Core Web Vitals also influence conversions indirectly. A smoother page can reduce friction, but conversion results still depend on traffic quality, pricing, offer strength, trust signals, reviews, checkout usability, and testing. In other words, better performance helps, but it does not replace solid merchandising and a clear value proposition.
If you are building backlinks alongside your ecommerce SEO work, it is best to keep the strategy aligned with useful content and technical quality. You can review the backlink building process to see how authority-building fits into a broader optimisation plan. For benchmarking page experience, the PageSpeed Insights tool is a practical place to test key templates.
Conclusion
An ecommerce Core Web Vitals checklist is most effective when it supports the wider SEO system around it. For Shopify and WooCommerce stores, that means balancing speed, mobile usability, product content, category structure, schema markup, internal linking, and technical cleanliness.
Focus on the pages that matter most: your top categories, best-selling products, and high-intent landing pages. Then monitor performance, review user behaviour, and keep improving based on real data rather than assumptions. That approach gives your store a better chance of earning more qualified organic visibility over time.

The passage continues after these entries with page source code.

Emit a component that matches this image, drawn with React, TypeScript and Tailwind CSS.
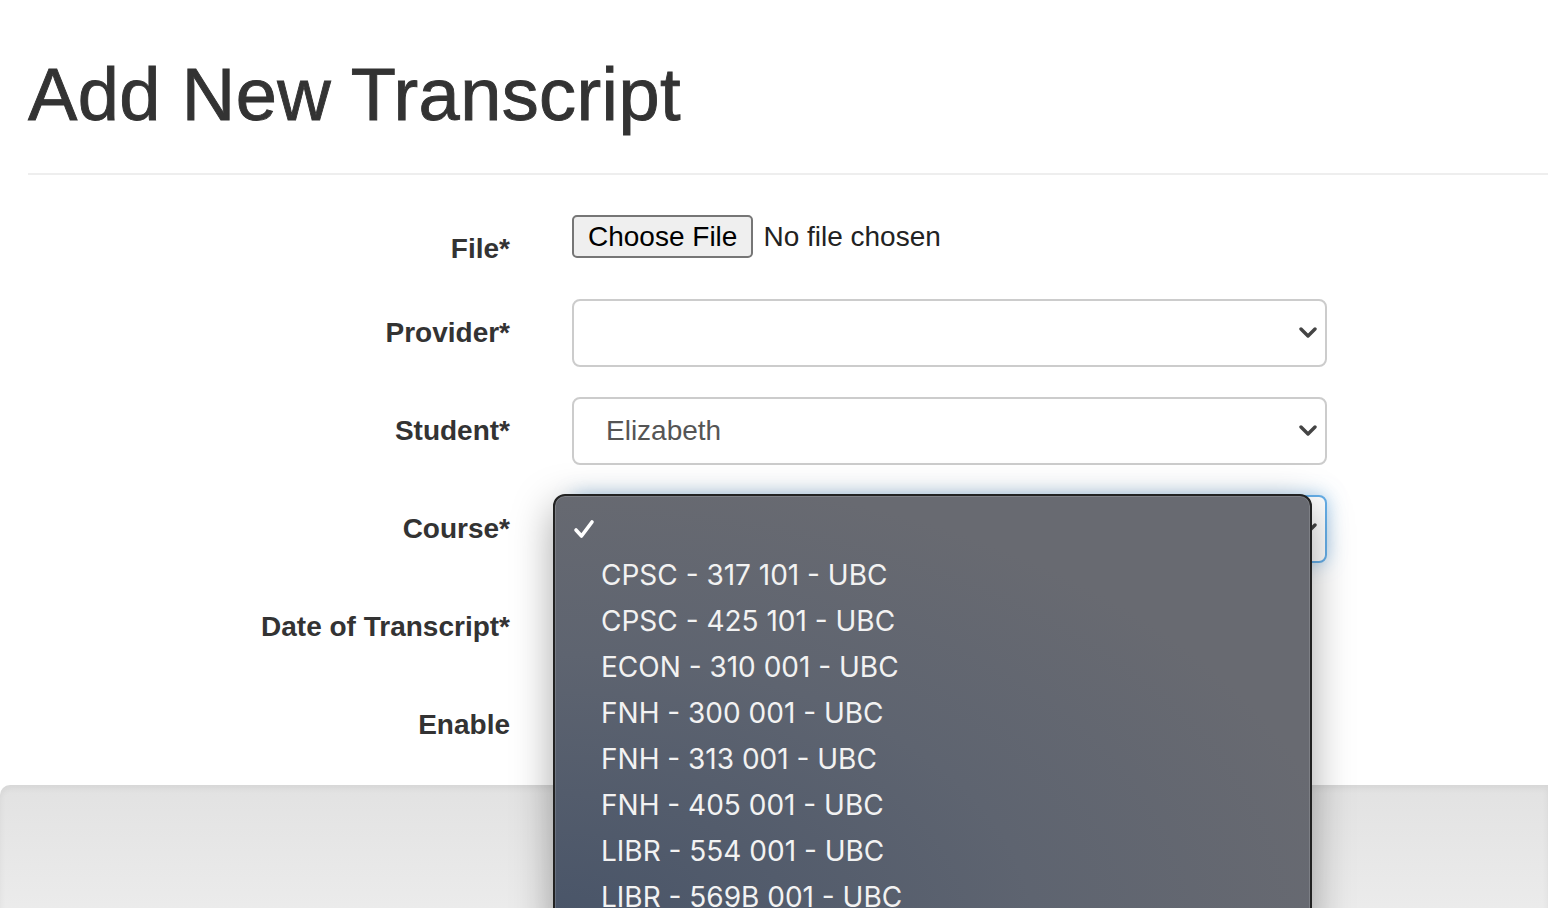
const courses = [
  'CPSC - 317 101 - UBC',
  'CPSC - 425 101 - UBC',
  'ECON - 310 001 - UBC',
  'FNH - 300 001 - UBC',
  'FNH - 313 001 - UBC',
  'FNH - 405 001 - UBC',
  'LIBR - 554 001 - UBC',
  'LIBR - 569B 001 - UBC',
  'LIBR - 580 001 - UBC',
];

function Chevron() {
  return (
    <svg width="18" height="12" viewBox="0 0 18 12" className="shrink-0">
      <polyline points="2,2 9,9 16,2" fill="none" stroke="#444" strokeWidth="3.4" strokeLinecap="round" strokeLinejoin="round" />
    </svg>
  );
}

function SelectBox({ value, focused }: { value?: string; focused?: boolean }) {
  return (
    <div
      className={
        focused
          ? 'flex h-[68px] w-[755px] items-center justify-between rounded-[8px] border-2 border-[#66afe9] bg-white pl-[32px] pr-[8px] shadow-[0_0_18px_rgba(102,175,233,0.55)]'
          : 'flex h-[68px] w-[755px] items-center justify-between rounded-[8px] border-2 border-[#cccccc] bg-white pl-[32px] pr-[8px]'
      }
    >
      <span className="text-[28px] text-[#555555]">{value}</span>
      <Chevron />
    </div>
  );
}

function Row({ label, children }: { label: string; children?: React.ReactNode }) {
  return (
    <div className="mb-[30px] flex items-start">
      <label className="w-[482px] shrink-0 pt-[14px] text-right text-[28px] font-bold leading-[40px] text-[#333333]">
        {label}
      </label>
      <div className="relative ml-[62px]">{children}</div>
    </div>
  );
}

function CourseMenu() {
  return (
    <div className="absolute left-[-19px] top-[-1px] z-10 h-[440px] w-[759px] overflow-hidden rounded-t-[12px] border-2 border-[#222222] bg-[radial-gradient(ellipse_at_0%_100%,#485468_0%,#5e6470_45%,#686a71_75%)] shadow-[0_12px_40px_rgba(0,0,0,0.35)]">
      <div className="h-full rounded-t-[10px] border border-white/15 pt-[9px] font-['Inter',sans-serif] text-[28px] text-[#f2f2f2]">
        <div className="flex h-[46px] items-center pl-[17px]">
          <svg width="22" height="20" viewBox="0 0 22 20">
            <polyline points="3,11 8.5,17 19,3" fill="none" stroke="#ffffff" strokeWidth="3.6" strokeLinecap="round" strokeLinejoin="round" />
          </svg>
        </div>
        {courses.map((c) => (
          <div key={c} className="flex h-[46px] items-center pl-[45px]">
            {c}
          </div>
        ))}
      </div>
    </div>
  );
}

export default function App() {
  return (
    <div className="h-[908px] overflow-hidden bg-white font-['Liberation_Sans',Arial,sans-serif] text-[#333333]">
      <div className="pl-[28px]">
        <h1 className="pt-[54px] text-[74px] leading-[81px] tracking-[0.4px] text-[#333333] [-webkit-text-stroke:0.9px_#333333]">
          Add New Transcript
        </h1>
        <div className="mt-[38px] h-[2px] bg-[#eeeeee]" />
      </div>

      <div className="pl-[28px] pt-[40px]">
        <Row label="File*">
          <div className="flex items-center">
            <div className="flex h-[43px] items-center rounded-[5px] border-2 border-[#767676] bg-[#efefef] px-[14px] text-[28px] text-black">
              Choose File
            </div>
            <span className="ml-[10px] text-[28px] text-[#222222]">No file chosen</span>
          </div>
        </Row>
        <Row label="Provider*">
          <SelectBox />
        </Row>
        <Row label="Student*">
          <SelectBox value="Elizabeth" />
        </Row>
        <Row label="Course*">
          <SelectBox focused />
          <CourseMenu />
        </Row>
        <Row label="Date of Transcript*">
          <div className="h-[68px] w-[755px]" />
        </Row>
        <Row label="Enable">
          <div className="h-[34px] w-[26px]" />
        </Row>
      </div>

      <div className="mt-[40px] h-[200px] rounded-tl-[10px] bg-gradient-to-b from-[#e2e2e2] to-[#f1f1f1] shadow-[inset_0_3px_6px_rgba(0,0,0,0.06)]" />
    </div>
  );
}
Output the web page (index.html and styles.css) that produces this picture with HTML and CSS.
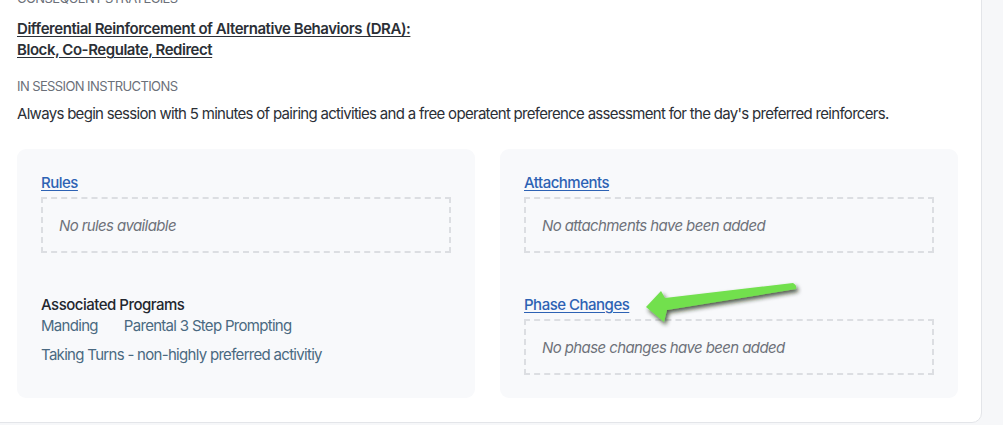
FILE: index.html
```html
<!DOCTYPE html>
<html>
<head>
    <link rel="stylesheet" href="styles.css">
</head>
<body>
    <div class="card">
        <div class="label">CONSEQUENT STRATEGIES</div>
        <a class="strategy" href="#">Differential Reinforcement of Alternative Behaviors (DRA): <br>Block, Co-Regulate, Redirect</a>

        <div class="label session-label">IN SESSION INSTRUCTIONS</div>
        <p class="instructions">Always begin session with 5 minutes of pairing activities and a free operatent preference assessment for the day's preferred reinforcers.</p>

        <div class="panels">
            <div class="panel">
                <div class="section">
                    <a class="section-link" href="#">Rules</a>
                    <div class="empty">No rules available</div>
                </div>
                <div class="section">
                    <div class="section-title">Associated Programs</div>
                    <div class="programs">
                        <a href="#">Manding</a>
                        <a href="#">Parental 3 Step Prompting</a>
                        <a href="#">Taking Turns - non-highly preferred activitiy</a>
                    </div>
                </div>
            </div>
            <div class="panel">
                <div class="section">
                    <a class="section-link" href="#">Attachments</a>
                    <div class="empty">No attachments have been added</div>
                </div>
                <div class="section">
                    <a class="section-link" href="#">Phase Changes</a>
                    <div class="empty">No phase changes have been added</div>
                </div>
            </div>
        </div>

        <svg class="arrow" width="170" height="55" viewBox="0 0 170 55">
            <defs>
                <filter id="shadow" x="-20%" y="-40%" width="140%" height="180%">
                    <feDropShadow dx="2" dy="3" stdDeviation="2" flood-color="#1a2a10" flood-opacity="0.75"/>
                </filter>
            </defs>
            <path d="M4 27 L19 11 L23 18 L151 3 Q155 5 154 9 L25 30 L22 42 Z" fill="#72e04e" filter="url(#shadow)"/>
        </svg>
    </div>
</body>
</html>
```

FILE: styles.css
```css
body {
    margin: 0;
    background-color: #f6f7f9;
    font-family: Inter, "Noto Sans", sans-serif;
    color: #2b2f36;
    overflow: hidden;
}

.card {
    position: relative;
    width: 983px;
    margin-top: -12px;
    margin-left: -1px;
    padding: 0 0 24px 17px;
    box-sizing: border-box;
    background-color: #fff;
    border: 1px solid #e3e5e9;
    border-radius: 0 0 10px 0;
}

.label {
    font-size: 13px;
    color: #6b7079;
    letter-spacing: -0.6px;
    line-height: 18px;
}

.strategy {
    display: block;
    margin-top: 11px;
    font-size: 15px;
    font-weight: 600;
    line-height: 21px;
    color: #2b2f36;
    letter-spacing: -0.45px;
    text-decoration: underline;
    text-underline-offset: 2px;
}

.session-label {
    margin-top: 17px;
}

.instructions {
    margin: 9px 0 0;
    font-size: 15px;
    line-height: 20px;
    letter-spacing: -0.7px;
    color: #2b2f36;
}

.panels {
    display: grid;
    grid-template-columns: 458px 458px;
    gap: 25px;
    margin-top: 25px;
}

.panel {
    display: flex;
    flex-direction: column;
    gap: 42px;
    padding: 24px 24px 23px;
    background-color: #f8f9fb;
    border-radius: 9px;
}

.section-link {
    display: block;
    width: fit-content;
    font-size: 15px;
    font-weight: 500;
    line-height: 20px;
    color: #2d62b4;
    letter-spacing: -0.5px;
    text-decoration: underline;
    text-underline-offset: 2px;
}

.empty {
    margin-top: 4px;
    height: 52px;
    padding: 0 16px;
    display: flex;
    align-items: center;
    border: 2px dashed #dcdee2;
    font-size: 15px;
    font-style: italic;
    letter-spacing: -0.6px;
    color: #6e727a;
}

.section-title {
    font-size: 15px;
    font-weight: 500;
    line-height: 20px;
    letter-spacing: -0.5px;
    color: #23272e;
}

.programs {
    display: flex;
    flex-wrap: wrap;
    column-gap: 26px;
    row-gap: 9px;
    margin-top: 1px;
}

.programs a {
    font-size: 15px;
    line-height: 20px;
    letter-spacing: -0.7px;
    color: #4a6981;
    text-decoration: none;
}

.arrow {
    position: absolute;
    left: 642px;
    top: 291px;
}
```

Frequently Asked Questions
Do Core Web Vitals directly improve ecommerce rankings?
They are one factor among many. Strong content, relevance, crawlability, and authority still matter, but better page experience can support SEO performance.
Is Shopify or WooCommerce better for Core Web Vitals?
Neither platform is automatically better. Results depend on the theme, plugins or apps, hosting, scripts, and how well the store is maintained.
Should I prioritise product pages or category pages first?
Start with pages that already attract traffic or have the highest commercial value. In many stores, category pages and top product pages are the best first targets.
Can speeding up a store improve conversions?
It can reduce friction and improve the shopping experience, but conversion outcomes also depend on trust, pricing, content quality, and checkout performance.